• **Aim of the task**: Make an exact copy of all the material below, apart from the pictures.

• **Source excerpt**:
* begin *
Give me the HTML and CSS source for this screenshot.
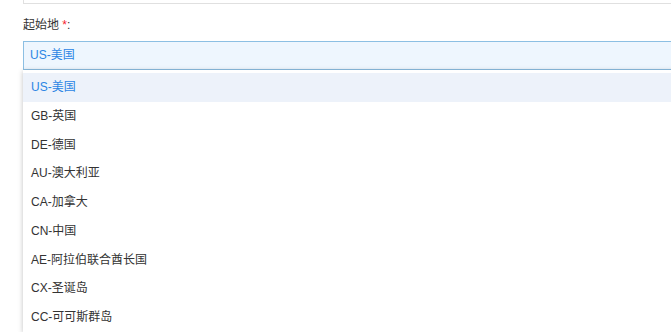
FILE: index.html
```html
<!DOCTYPE html>
<html lang="zh-CN">

<head>
  <meta charset="UTF-8">
  <meta name="viewport" content="width=device-width, initial-scale=1.0">
  <title>起始地</title>
  <link rel="stylesheet" href="styles.css">
</head>

<body>
  <div class="form">
    <div class="prev-field"></div>

    <div class="field">
      <label class="field-label">起始地 <span class="req">*</span>:</label>
      <div class="select">
        <span class="select-value">US-美国</span>
      </div>
      <ul class="dropdown">
        <li class="option active">US-美国</li>
        <li class="option">GB-英国</li>
        <li class="option">DE-德国</li>
        <li class="option">AU-澳大利亚</li>
        <li class="option">CA-加拿大</li>
        <li class="option">CN-中国</li>
        <li class="option">AE-阿拉伯联合酋长国</li>
        <li class="option">CX-圣诞岛</li>
        <li class="option">CC-可可斯群岛</li>
      </ul>
    </div>
  </div>
</body>

</html>
```

FILE: styles.css
```css
html,
body {
  margin: 0;
  padding: 0;
  height: 100%;
  overflow: hidden;
  background-color: #fff;
}

body {
  font-family: "Liberation Sans", Arial, "Noto Sans CJK SC", sans-serif;
  font-size: 12px;
  color: #333;
}

.form {
  padding-left: 23px;
}

/* bottom edge of the field above */
.prev-field {
  height: 3px;
  border: 1px solid #e0e0e0;
  border-top: none;
  margin-right: -30px;
}

.field {
  margin-top: 12px;
}

.field-label {
  display: block;
  line-height: 18px;
  color: #333;
}

.req {
  color: #f5222d;
}

.select {
  margin-top: 7px;
  height: 27px;
  line-height: 27px;
  border: 1px solid #8cbfe3;
  background-color: #eef6fe;
  margin-right: -30px;
  padding-left: 6px;
}

.select-value {
  color: #2b85e4;
}

.dropdown {
  list-style: none;
  margin: 0 -30px 0 0;
  padding: 3px 0 0;
  background-color: #fff;
  box-shadow: 0 1px 5px rgba(0, 0, 0, 0.25);
}

.option {
  height: 28.75px;
  line-height: 28.75px;
  padding-left: 8px;
  color: #333;
}

.option.active {
  background-color: #edf2fa;
  color: #2b85e4;
}
```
* end *
• **Correct response**:
Give me the HTML and CSS source for this screenshot.
FILE: index.html
```html
<!DOCTYPE html>
<html lang="zh-CN">

<head>
  <meta charset="UTF-8">
  <meta name="viewport" content="width=device-width, initial-scale=1.0">
  <title>起始地</title>
  <link rel="stylesheet" href="styles.css">
</head>

<body>
  <div class="form">
    <div class="prev-field"></div>

    <div class="field">
      <label class="field-label">起始地 <span class="req">*</span>:</label>
      <div class="select">
        <span class="select-value">US-美国</span>
      </div>
      <ul class="dropdown">
        <li class="option active">US-美国</li>
        <li class="option">GB-英国</li>
        <li class="option">DE-德国</li>
        <li class="option">AU-澳大利亚</li>
        <li class="option">CA-加拿大</li>
        <li class="option">CN-中国</li>
        <li class="option">AE-阿拉伯联合酋长国</li>
        <li class="option">CX-圣诞岛</li>
        <li class="option">CC-可可斯群岛</li>
      </ul>
    </div>
  </div>
</body>

</html>
```

FILE: styles.css
```css
html,
body {
  margin: 0;
  padding: 0;
  height: 100%;
  overflow: hidden;
  background-color: #fff;
}

body {
  font-family: "Liberation Sans", Arial, "Noto Sans CJK SC", sans-serif;
  font-size: 12px;
  color: #333;
}

.form {
  padding-left: 23px;
}

/* bottom edge of the field above */
.prev-field {
  height: 3px;
  border: 1px solid #e0e0e0;
  border-top: none;
  margin-right: -30px;
}

.field {
  margin-top: 12px;
}

.field-label {
  display: block;
  line-height: 18px;
  color: #333;
}

.req {
  color: #f5222d;
}

.select {
  margin-top: 7px;
  height: 27px;
  line-height: 27px;
  border: 1px solid #8cbfe3;
  background-color: #eef6fe;
  margin-right: -30px;
  padding-left: 6px;
}

.select-value {
  color: #2b85e4;
}

.dropdown {
  list-style: none;
  margin: 0 -30px 0 0;
  padding: 3px 0 0;
  background-color: #fff;
  box-shadow: 0 1px 5px rgba(0, 0, 0, 0.25);
}

.option {
  height: 28.75px;
  line-height: 28.75px;
  padding-left: 8px;
  color: #333;
}

.option.active {
  background-color: #edf2fa;
  color: #2b85e4;
}
```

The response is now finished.